L’oeil est autant attiré par les peintures que par les décorations

Le regard est sollicité par les décorations murales, les encadrements, les miroirs et même le parquet, autant que par le contenu des tableaux qui compose ce véritable musée privé.

Je rappelle qu’en 1730, nos villes et nos villages ne connaissent pas le musée. Pour voir des sculptures et des peintures, le peuple n’a que les églises et les cathédrales. La même chose peut se dire des livres et du savoir : les bibliothèques sont privées et les sages précaires sont employés par les familles riches qui ont besoin d’un vernis culturel pour faire bonne figure. Moi, en 1730, j’aurais probablement travaillé comme ouvrier itinérant dans les innombrables chantiers du type de la galerie verte. Je me serais fait virer pour manque de précaution et inaptitude. Je me serais cultivé sur le terrain et, comme j’aurais vite atteint les limites de mes capacités manuelles, je serais devenu précepteur pour instruire les enfants. À Munich, je leur aurais enseigné le francais, l’anglais et le latin. La philosophie et l’art. Rien qu’avec la galerie verte de la Résidence, il y a assez de richesse artistique pour constituer plusieurs années de masterclasses.

Soif de culture

Cela me tombe dessus parfois, quand je vis dans un environnement propice. Une soif de contemplation artistique, parfois visuelle, parfois auditive, parfois gustative. Je ressens alors un besoin d’art analogue à celui de respirer, ou de boire de l’eau.
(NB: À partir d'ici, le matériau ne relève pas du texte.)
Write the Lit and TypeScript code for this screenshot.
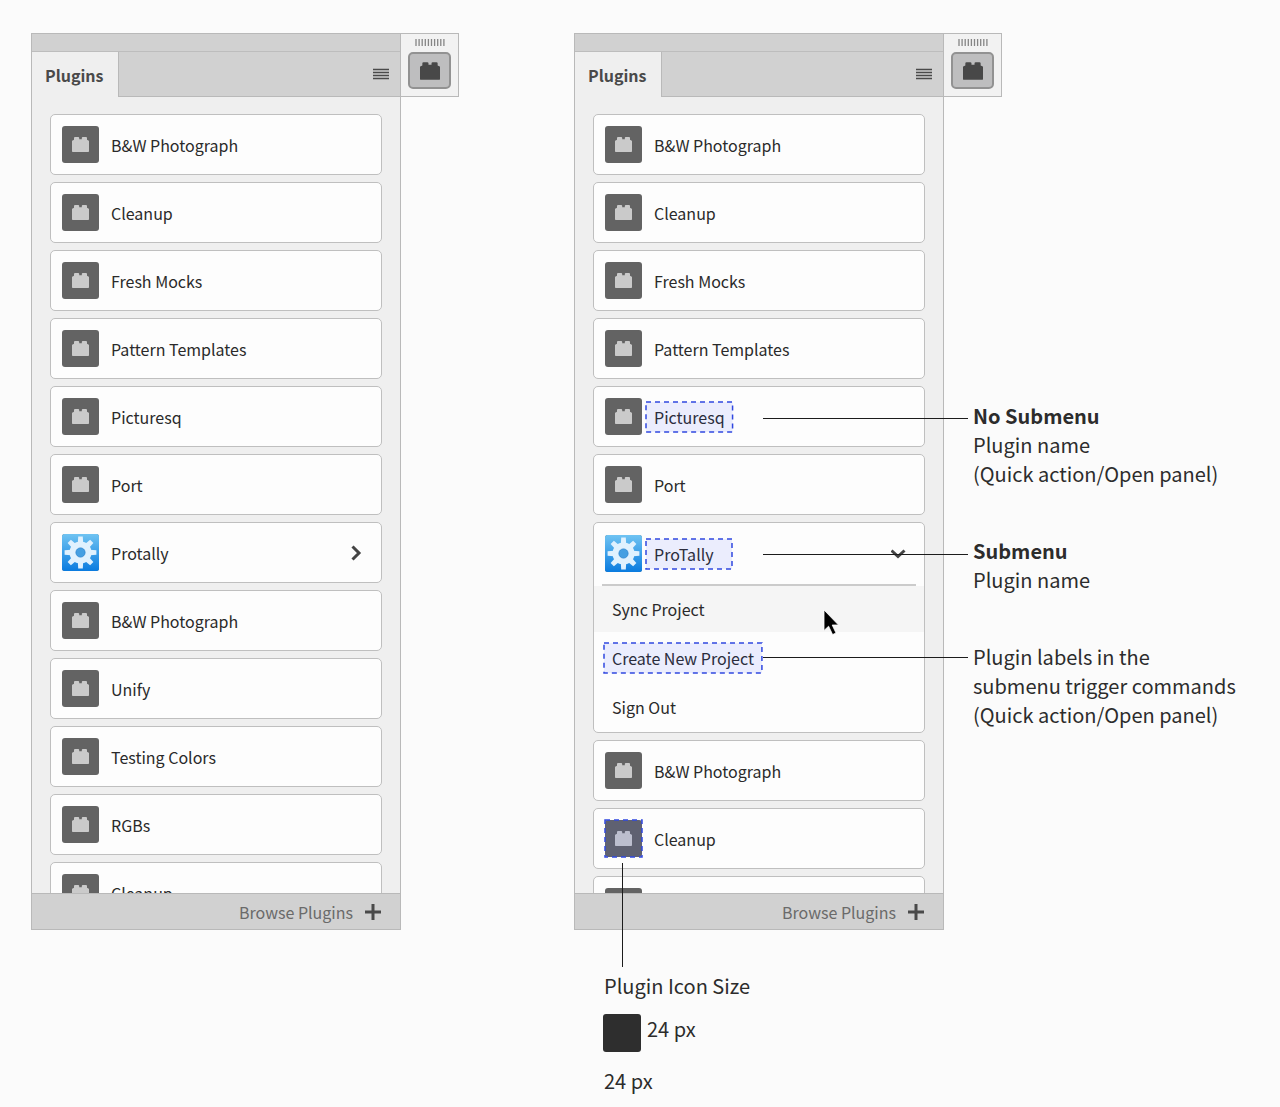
import { LitElement, html, css, svg, nothing } from "lit";
import { customElement, property } from "lit/decorators.js";

interface Plugin {
  name: string;
  kind?: "gear";
  chevron?: "right" | "down";
  mark?: "label" | "icon";
  commands?: { label: string; hover?: boolean; mark?: boolean }[];
}

const brickPath =
  "M0 4.2Q0 3.6 .6 3.4L2 2.8V1Q2 0 3 0H6.2Q7.2 0 7.2 1V2.2H9.8V1Q9.8 0 10.8 0H14Q15 0 15 1V2.8L16.4 3.4Q17 3.6 17 4.2V14.2Q17 15 16.2 15H.8Q0 15 0 14.2Z";

const brick = (cls: string) =>
  html`<svg class=${cls} viewBox="0 0 17 15" aria-hidden="true"><path d=${brickPath} fill="currentColor"></path></svg>`;

const gear = html`<svg class="gear" viewBox="0 0 37 37" aria-hidden="true">
  <defs>
    <linearGradient id="sky" x1="0" y1="0" x2="0" y2="1">
      <stop offset="0" stop-color="#6fc3f2"></stop>
      <stop offset="1" stop-color="#0a7bdf"></stop>
    </linearGradient>
  </defs>
  <rect width="37" height="37" rx="2.5" fill="url(#sky)"></rect>
  <g fill="#e0f1fe">
    ${[0, 45, 90, 135, 180, 225, 270, 315].map(
      (a) => svg`<path d="M15.8 9L16.2 2.6H20.8L21.2 9Z" transform=${`rotate(${a} 18.5 18.5)`}></path>`
    )}
    <circle cx="18.5" cy="18.5" r="11"></circle>
  </g>
  <circle cx="18.5" cy="18.5" r="4.6" fill="#459fe2" stroke="#2b84cf" stroke-width="0.8"></circle>
</svg>`;

const outline = html`<svg class="outline" aria-hidden="true"><rect width="100%" height="100%"></rect></svg>`;

const names = (list: string[]): Plugin[] => list.map((name) => ({ name }));

const basicPlugins: Plugin[] = [
  ...names(["B&W Photograph", "Cleanup", "Fresh Mocks", "Pattern Templates", "Picturesq", "Port"]),
  { name: "Protally", kind: "gear", chevron: "right" },
  ...names(["B&W Photograph", "Unify", "Testing Colors", "RGBs", "Cleanup"]),
];

const expandedPlugins: Plugin[] = [
  ...names(["B&W Photograph", "Cleanup", "Fresh Mocks", "Pattern Templates"]),
  { name: "Picturesq", mark: "label" },
  { name: "Port" },
  {
    name: "ProTally",
    kind: "gear",
    chevron: "down",
    mark: "label",
    commands: [
      { label: "Sync Project", hover: true },
      { label: "Create New Project", mark: true },
      { label: "Sign Out" },
    ],
  },
  { name: "B&W Photograph" },
  { name: "Cleanup", mark: "icon" },
  { name: "" },
];

@customElement("plugin-panel")
export class PluginPanel extends LitElement {
  @property({ attribute: false }) plugins: Plugin[] = [];

  static styles = css`
    :host {
      display: block;
      color: #2a2a2a;
    }
    * {
      box-sizing: border-box;
    }
    button {
      font: inherit;
      color: inherit;
      background: none;
      border: 0;
      margin: 0;
      padding: 0;
      text-align: left;
    }
    .panel {
      display: flex;
      flex-direction: column;
      background: #efefef;
      border: 1px solid #b9b9b9;
    }
    .grab {
      height: 18px;
      background: #d1d1d1;
      border-bottom: 1px solid #bdbdbd;
    }
    .tabs {
      display: flex;
      height: 45px;
    }
    .tab {
      padding: 0 14px 0 13px;
      border-right: 1px solid #b9b9b9;
      font-size: 16px;
      font-weight: 700;
      line-height: 44px;
      color: #4a4a4a;
    }
    .strip {
      flex: 1;
      display: flex;
      justify-content: flex-end;
      align-items: center;
      padding-right: 11px;
      background: #d1d1d1;
      border-bottom: 1px solid #b9b9b9;
    }
    .menu {
      display: flex;
    }
    .menu svg {
      width: 16px;
      height: 12px;
    }
    .list {
      display: flex;
      flex-direction: column;
      gap: 7px;
      height: 796px;
      margin: 0;
      padding: 17px 18px 0;
      list-style: none;
      overflow: hidden;
    }
    .card {
      flex: none;
      background: #fdfdfd;
      border: 1px solid #bfbfbf;
      border-radius: 5px;
    }
    .row {
      display: flex;
      align-items: center;
      gap: 12px;
      width: 100%;
      height: 59px;
      padding: 0 17px 0 11px;
      font-size: 16px;
      line-height: 30px;
    }
    .expanded .row {
      height: 61px;
    }
    .icon {
      position: relative;
      display: flex;
      align-items: center;
      justify-content: center;
      width: 37px;
      height: 37px;
      border-radius: 3px;
      background: #636363;
      color: #cacaca;
    }
    .brick {
      width: 17px;
      height: 15px;
    }
    .gear {
      width: 37px;
      height: 37px;
    }
    .name {
      position: relative;
    }
    .name.marked {
      min-width: 86px;
      margin-left: -8px;
      padding: 0 8px;
    }
    .outline {
      position: absolute;
      inset: 0;
      width: 100%;
      height: 100%;
      overflow: visible;
    }
    .outline rect {
      fill: rgb(60 80 255 / 0.09);
      stroke: #3048e0;
      stroke-width: 1.5;
      stroke-dasharray: 5 4;
    }
    .chevron {
      width: 16px;
      height: 16px;
      margin-left: auto;
      fill: none;
      stroke: #444;
      stroke-width: 3;
    }
    .commands {
      display: flex;
      flex-direction: column;
      gap: 3px;
      margin: 0;
      padding: 0 0 2px;
      list-style: none;
    }
    .rule {
      height: 2px;
      margin: 0 8px;
      border: 0;
      background: #cbcbcb;
    }
    .command {
      display: flex;
      align-items: center;
      width: 100%;
      height: 46px;
      padding: 0 18px;
      font-size: 16px;
      line-height: 30px;
    }
    .command.hover {
      background: #f5f5f5;
    }
    .footer {
      display: flex;
      align-items: center;
      justify-content: flex-end;
      height: 36px;
      padding-right: 19px;
      background: #d1d1d1;
      border-top: 1px solid #b9b9b9;
    }
    .browse {
      display: flex;
      align-items: center;
      gap: 12px;
      font-size: 16px;
      line-height: 30px;
      color: #6a6a6a;
    }
    .plus {
      width: 16px;
      height: 16px;
      stroke: #4a4a4a;
      stroke-width: 3;
    }
  `;

  private renderRow(p: Plugin) {
    return html`<button class="row" type="button">
      <span class="icon">${p.kind ? gear : brick("brick")}${p.mark === "icon" ? outline : nothing}</span>
      <span class=${p.mark === "label" ? "name marked" : "name"}>${p.name}${p.mark === "label" ? outline : nothing}</span>
      ${p.chevron
        ? html`<svg class="chevron" viewBox="0 0 16 16" aria-hidden="true">
            <path d=${p.chevron === "right" ? "M4.5 1.5L11 8L4.5 14.5" : "M.5 4.5L7 10.5L13.5 4.5"}></path>
          </svg>`
        : nothing}
    </button>`;
  }

  render() {
    return html`<section class="panel">
      <div class="grab"></div>
      <div class="tabs">
        <button class="tab" type="button">Plugins</button>
        <div class="strip">
          <button class="menu" type="button" aria-label="Panel menu">
            <svg viewBox="0 0 16 12"><path d="M0 1.5H16M0 4.5H16M0 7.5H16M0 10.5H16" stroke="#4a4a4a" stroke-width="1.5"></path></svg>
          </button>
        </div>
      </div>
      <ul class="list">
        ${this.plugins.map(
          (p) => html`<li class=${p.commands ? "card expanded" : "card"}>
            ${this.renderRow(p)}
            ${p.commands
              ? html`<hr class="rule" />
                  <ul class="commands">
                    ${p.commands.map(
                      (c) => html`<li>
                        <button class=${c.hover ? "command hover" : "command"} type="button">
                          <span class=${c.mark ? "name marked" : "name"}>${c.label}${c.mark ? outline : nothing}</span>
                        </button>
                      </li>`
                    )}
                  </ul>`
              : nothing}
          </li>`
        )}
      </ul>
      <div class="footer">
        <button class="browse" type="button">
          Browse Plugins
          <svg class="plus" viewBox="0 0 16 16" aria-hidden="true"><path d="M8 0V16M0 8H16"></path></svg>
        </button>
      </div>
    </section>`;
  }
}

@customElement("icon-rail")
export class IconRail extends LitElement {
  static styles = css`
    :host {
      display: block;
    }
    .rail {
      display: flex;
      flex-direction: column;
      align-items: center;
      gap: 6px;
      box-sizing: border-box;
      width: 58px;
      height: 64px;
      padding-top: 5px;
      background: #f2f2f2;
      border: 1px solid #b9b9b9;
      border-left: 0;
    }
    .grip {
      width: 30px;
      height: 7px;
    }
    .toggle {
      display: flex;
      align-items: center;
      justify-content: center;
      width: 43px;
      height: 37px;
      padding: 0;
      border: 2px solid #929292;
      border-radius: 5px;
      background: #bebebf;
      color: #484848;
    }
    .big {
      width: 20px;
      height: 18px;
    }
  `;

  render() {
    return html`<div class="rail">
      <svg class="grip" viewBox="0 0 30 7" aria-hidden="true">
        <path
          d=${Array.from({ length: 10 }, (_, i) => `M${i * 3.1 + 1} 0V7`).join("")}
          stroke="#858585"
          stroke-width="1.3"
        ></path>
      </svg>
      <button class="toggle" type="button" aria-label="Plugins">${brick("big")}</button>
    </div>`;
  }
}

@customElement("app-root")
export class AppRoot extends LitElement {
  static styles = css`
    :host {
      display: block;
      min-height: 100vh;
      box-sizing: border-box;
      background: #fbfbfb;
      color: #2c2c2c;
      font-family: "Noto Sans CJK SC", "Noto Sans", sans-serif;
    }
    .page {
      display: grid;
      grid-template-columns: 370fr 173fr 370fr 336fr;
      align-items: start;
      padding: 33px 0 11px 31px;
    }
    .annotated {
      position: relative;
    }
    .leader {
      position: absolute;
      left: 189px;
      right: -24px;
      height: 1px;
      background: #1c1c1c;
    }
    .drop {
      position: absolute;
      top: 830px;
      left: 48px;
      width: 1px;
      height: 104px;
      background: #1c1c1c;
    }
    .callouts {
      display: flex;
      flex-direction: column;
      gap: 48px;
      padding: 304px 0 0 29px;
    }
    .callouts p,
    .size p {
      margin: 0;
      font-size: 20px;
      line-height: 29px;
      white-space: nowrap;
    }
    .size {
      display: flex;
      flex-direction: column;
      gap: 14px;
      padding: 41px 0 0 30px;
    }
    .sample {
      display: flex;
      gap: 6px;
    }
    .swatch {
      width: 38px;
      height: 38px;
      margin-left: -1px;
      border-radius: 3px;
      background: #2e2e2e;
    }
    .cursor {
      position: absolute;
      top: 576px;
      left: 249px;
      width: 17px;
      height: 27px;
    }
  `;

  render() {
    return html`<main class="page">
      <plugin-panel .plugins=${basicPlugins}></plugin-panel>
      <icon-rail></icon-rail>
      <div class="annotated">
        <plugin-panel .plugins=${expandedPlugins}></plugin-panel>
        <div class="size">
          <p>Plugin Icon Size</p>
          <div class="sample"><span class="swatch"></span><p>24 px</p></div>
          <p>24 px</p>
        </div>
        ${[385, 521, 624].map((y) => html`<span class="leader" style="top:${y}px"></span>`)}
        <span class="drop"></span>
        <svg class="cursor" viewBox="0 0 17 27" aria-hidden="true">
          <path d="M1 1V21.5L5.6 17.2L9.6 25.6L13 24L9.2 16H15.5Z" fill="#000" stroke="#fff" stroke-width="0.8"></path>
        </svg>
      </div>
      <div>
        <icon-rail></icon-rail>
        <div class="callouts">
          <p><b>No Submenu</b><br />Plugin name<br />(Quick action/Open panel)</p>
          <p><b>Submenu</b><br />Plugin name</p>
          <p>Plugin labels in the<br />submenu trigger commands<br />(Quick action/Open panel)</p>
        </div>
      </div>
    </main>`;
  }
}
Dans cet État du sud de l’Allemagne, la Bavière, les ducs, puis les rois, se vivaient comme un pays indépendant, et développaient une culture de cour absolument étincelante. Au centre de la capitale, ils ont construit un palais qui n’a cessé de s’agrandir, de se prolonger, de se ramifier pour devenir, siècle après siècle, une véritable ville dans la ville.

Si on veut comparer le « Palais de la Résidence » avec un autre haut lieu de pouvoir, il ne faut pas penser à Versailles, comme on le fait trop souvent, mais à la Cité interdite de Pékin.

J’y suis allé un matin très tôt. Tôt, avant même l’ouverture des portes. On pourrait croire que j’ai été matinal pour éviter de faire la queue, ce qui se justifie amplement. Or non, ce n’était pas un choix rationel et réfléchi. C’est parce que j’etais mort de faim que je m’y suis rendu dès potron minet.

Je me suis régalé pendant des heures, des heures et des heures. Je ne savais rien de la dynastie des Wattelsbach, qui a régné sur la Bavière pendant le plus clair du millénaire qui vient de se terminer. Je suis sorti de la Residenz avec très peu de connaissances supplémentaires, mais rassasié de délectations, de contemplations, de réflexions, d’incompréhension ; je m’en suis mis plein la lampe de formes et de matières, de lignes et de couleurs, de décisions politiques et de recherches esthétiques. Je n’ai plus qu’à digérer tout cela, comme un chameau qui rumine.